DATA SECTION

§ §

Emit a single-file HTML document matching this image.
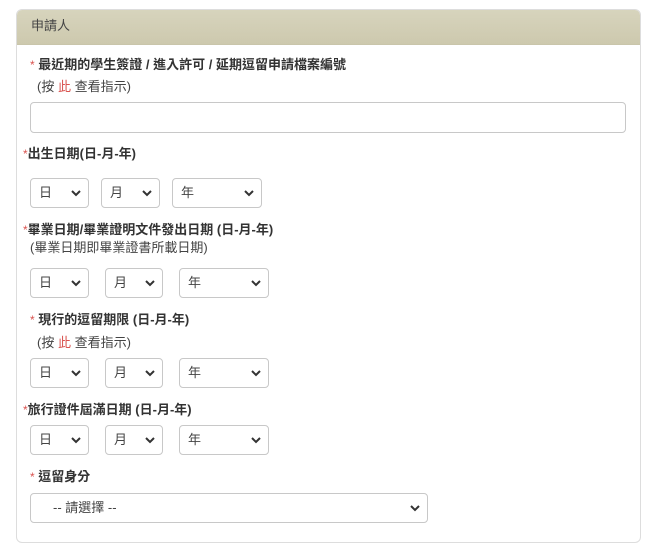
<!DOCTYPE html>
<html><head><meta charset="utf-8"><style>
body{margin:0;width:650px;height:554px;background:#fff;font-family:"Liberation Sans","Noto Sans CJK TC",sans-serif;color:#333;position:relative;overflow:hidden}
.panel{position:absolute;left:16px;top:9px;width:623px;height:532px;border:1px solid #ddd;border-radius:6px;overflow:hidden}
.hd{height:34px;background:linear-gradient(#d7d4bd,#cdc9ae);border-bottom:1px solid #c9c5aa;font-size:13px;line-height:32px;padding-left:14px;color:#444}
.a{position:absolute;font-size:13px;font-weight:bold;color:#333;white-space:nowrap;line-height:16px}
.n{position:absolute;font-size:13px;color:#444;white-space:nowrap;line-height:16px}
.r{color:#d9534f;font-weight:normal;font-size:12px;vertical-align:top}
.red{color:#d9534f}
.s{position:absolute;border:1px solid #c8c8c8;border-radius:4px;box-sizing:border-box;height:30px;font-size:13px;color:#444;line-height:28px;padding-left:8px;background:#fff}
.s svg{position:absolute;right:7px;top:11px}
.in{position:absolute;left:30px;top:102px;width:596px;height:31px;border:1px solid #c8c8c8;border-radius:4px;box-sizing:border-box}
</style></head><body>
<div class="panel"><div class="hd">申請人</div></div>
<div class="a" style="left:30px;top:57px"><span class="r">*</span> 最近期的學生簽證 / 進入許可 / 延期逗留申請檔案編號</div>
<div class="n" style="left:37px;top:79px">(按 <span class="red">此</span> 查看指示)</div>
<div class="in"></div>
<div class="a" style="left:23px;top:146px"><span class="r">*</span>出生日期(日-月-年)</div>
<div class="a" style="left:23px;top:222px"><span class="r">*</span>畢業日期/畢業證明文件發出日期 (日-月-年)</div>
<div class="n" style="left:30px;top:240px">(畢業日期即畢業證書所載日期)</div>
<div class="a" style="left:30px;top:312px"><span class="r">*</span> 現行的逗留期限 (日-月-年)</div>
<div class="n" style="left:37px;top:335px">(按 <span class="red">此</span> 查看指示)</div>
<div class="a" style="left:23px;top:402px"><span class="r">*</span>旅行證件屆滿日期 (日-月-年)</div>
<div class="a" style="left:30px;top:469px"><span class="r">*</span> 逗留身分</div>

<div class="s" style="left:30px;top:178px;width:59px">日<svg width="10" height="7"><path d="M1 1l4 4 4-4" stroke="#333" stroke-width="2" fill="none"/></svg></div>
<div class="s" style="left:101px;top:178px;width:59px">月<svg width="10" height="7"><path d="M1 1l4 4 4-4" stroke="#333" stroke-width="2" fill="none"/></svg></div>
<div class="s" style="left:172px;top:178px;width:90px">年<svg width="10" height="7"><path d="M1 1l4 4 4-4" stroke="#333" stroke-width="2" fill="none"/></svg></div>

<div class="s" style="left:30px;top:268px;width:59px">日<svg width="10" height="7"><path d="M1 1l4 4 4-4" stroke="#333" stroke-width="2" fill="none"/></svg></div>
<div class="s" style="left:105px;top:268px;width:58px">月<svg width="10" height="7"><path d="M1 1l4 4 4-4" stroke="#333" stroke-width="2" fill="none"/></svg></div>
<div class="s" style="left:179px;top:268px;width:90px">年<svg width="10" height="7"><path d="M1 1l4 4 4-4" stroke="#333" stroke-width="2" fill="none"/></svg></div>

<div class="s" style="left:30px;top:358px;width:59px">日<svg width="10" height="7"><path d="M1 1l4 4 4-4" stroke="#333" stroke-width="2" fill="none"/></svg></div>
<div class="s" style="left:105px;top:358px;width:58px">月<svg width="10" height="7"><path d="M1 1l4 4 4-4" stroke="#333" stroke-width="2" fill="none"/></svg></div>
<div class="s" style="left:179px;top:358px;width:90px">年<svg width="10" height="7"><path d="M1 1l4 4 4-4" stroke="#333" stroke-width="2" fill="none"/></svg></div>

<div class="s" style="left:30px;top:425px;width:59px">日<svg width="10" height="7"><path d="M1 1l4 4 4-4" stroke="#333" stroke-width="2" fill="none"/></svg></div>
<div class="s" style="left:105px;top:425px;width:58px">月<svg width="10" height="7"><path d="M1 1l4 4 4-4" stroke="#333" stroke-width="2" fill="none"/></svg></div>
<div class="s" style="left:179px;top:425px;width:90px">年<svg width="10" height="7"><path d="M1 1l4 4 4-4" stroke="#333" stroke-width="2" fill="none"/></svg></div>

<div class="s" style="left:30px;top:493px;width:398px;padding-left:22px">-- 請選擇 --<svg width="10" height="7"><path d="M1 1l4 4 4-4" stroke="#333" stroke-width="2" fill="none"/></svg></div>
</body></html>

§ §

TASK
Without including any picture, repeat the data exactly.

TASK RESPONSE
Emit a single-file HTML document matching this image.
<!DOCTYPE html>
<html><head><meta charset="utf-8"><style>
body{margin:0;width:650px;height:554px;background:#fff;font-family:"Liberation Sans","Noto Sans CJK TC",sans-serif;color:#333;position:relative;overflow:hidden}
.panel{position:absolute;left:16px;top:9px;width:623px;height:532px;border:1px solid #ddd;border-radius:6px;overflow:hidden}
.hd{height:34px;background:linear-gradient(#d7d4bd,#cdc9ae);border-bottom:1px solid #c9c5aa;font-size:13px;line-height:32px;padding-left:14px;color:#444}
.a{position:absolute;font-size:13px;font-weight:bold;color:#333;white-space:nowrap;line-height:16px}
.n{position:absolute;font-size:13px;color:#444;white-space:nowrap;line-height:16px}
.r{color:#d9534f;font-weight:normal;font-size:12px;vertical-align:top}
.red{color:#d9534f}
.s{position:absolute;border:1px solid #c8c8c8;border-radius:4px;box-sizing:border-box;height:30px;font-size:13px;color:#444;line-height:28px;padding-left:8px;background:#fff}
.s svg{position:absolute;right:7px;top:11px}
.in{position:absolute;left:30px;top:102px;width:596px;height:31px;border:1px solid #c8c8c8;border-radius:4px;box-sizing:border-box}
</style></head><body>
<div class="panel"><div class="hd">申請人</div></div>
<div class="a" style="left:30px;top:57px"><span class="r">*</span> 最近期的學生簽證 / 進入許可 / 延期逗留申請檔案編號</div>
<div class="n" style="left:37px;top:79px">(按 <span class="red">此</span> 查看指示)</div>
<div class="in"></div>
<div class="a" style="left:23px;top:146px"><span class="r">*</span>出生日期(日-月-年)</div>
<div class="a" style="left:23px;top:222px"><span class="r">*</span>畢業日期/畢業證明文件發出日期 (日-月-年)</div>
<div class="n" style="left:30px;top:240px">(畢業日期即畢業證書所載日期)</div>
<div class="a" style="left:30px;top:312px"><span class="r">*</span> 現行的逗留期限 (日-月-年)</div>
<div class="n" style="left:37px;top:335px">(按 <span class="red">此</span> 查看指示)</div>
<div class="a" style="left:23px;top:402px"><span class="r">*</span>旅行證件屆滿日期 (日-月-年)</div>
<div class="a" style="left:30px;top:469px"><span class="r">*</span> 逗留身分</div>

<div class="s" style="left:30px;top:178px;width:59px">日<svg width="10" height="7"><path d="M1 1l4 4 4-4" stroke="#333" stroke-width="2" fill="none"/></svg></div>
<div class="s" style="left:101px;top:178px;width:59px">月<svg width="10" height="7"><path d="M1 1l4 4 4-4" stroke="#333" stroke-width="2" fill="none"/></svg></div>
<div class="s" style="left:172px;top:178px;width:90px">年<svg width="10" height="7"><path d="M1 1l4 4 4-4" stroke="#333" stroke-width="2" fill="none"/></svg></div>

<div class="s" style="left:30px;top:268px;width:59px">日<svg width="10" height="7"><path d="M1 1l4 4 4-4" stroke="#333" stroke-width="2" fill="none"/></svg></div>
<div class="s" style="left:105px;top:268px;width:58px">月<svg width="10" height="7"><path d="M1 1l4 4 4-4" stroke="#333" stroke-width="2" fill="none"/></svg></div>
<div class="s" style="left:179px;top:268px;width:90px">年<svg width="10" height="7"><path d="M1 1l4 4 4-4" stroke="#333" stroke-width="2" fill="none"/></svg></div>

<div class="s" style="left:30px;top:358px;width:59px">日<svg width="10" height="7"><path d="M1 1l4 4 4-4" stroke="#333" stroke-width="2" fill="none"/></svg></div>
<div class="s" style="left:105px;top:358px;width:58px">月<svg width="10" height="7"><path d="M1 1l4 4 4-4" stroke="#333" stroke-width="2" fill="none"/></svg></div>
<div class="s" style="left:179px;top:358px;width:90px">年<svg width="10" height="7"><path d="M1 1l4 4 4-4" stroke="#333" stroke-width="2" fill="none"/></svg></div>

<div class="s" style="left:30px;top:425px;width:59px">日<svg width="10" height="7"><path d="M1 1l4 4 4-4" stroke="#333" stroke-width="2" fill="none"/></svg></div>
<div class="s" style="left:105px;top:425px;width:58px">月<svg width="10" height="7"><path d="M1 1l4 4 4-4" stroke="#333" stroke-width="2" fill="none"/></svg></div>
<div class="s" style="left:179px;top:425px;width:90px">年<svg width="10" height="7"><path d="M1 1l4 4 4-4" stroke="#333" stroke-width="2" fill="none"/></svg></div>

<div class="s" style="left:30px;top:493px;width:398px;padding-left:22px">-- 請選擇 --<svg width="10" height="7"><path d="M1 1l4 4 4-4" stroke="#333" stroke-width="2" fill="none"/></svg></div>
</body></html>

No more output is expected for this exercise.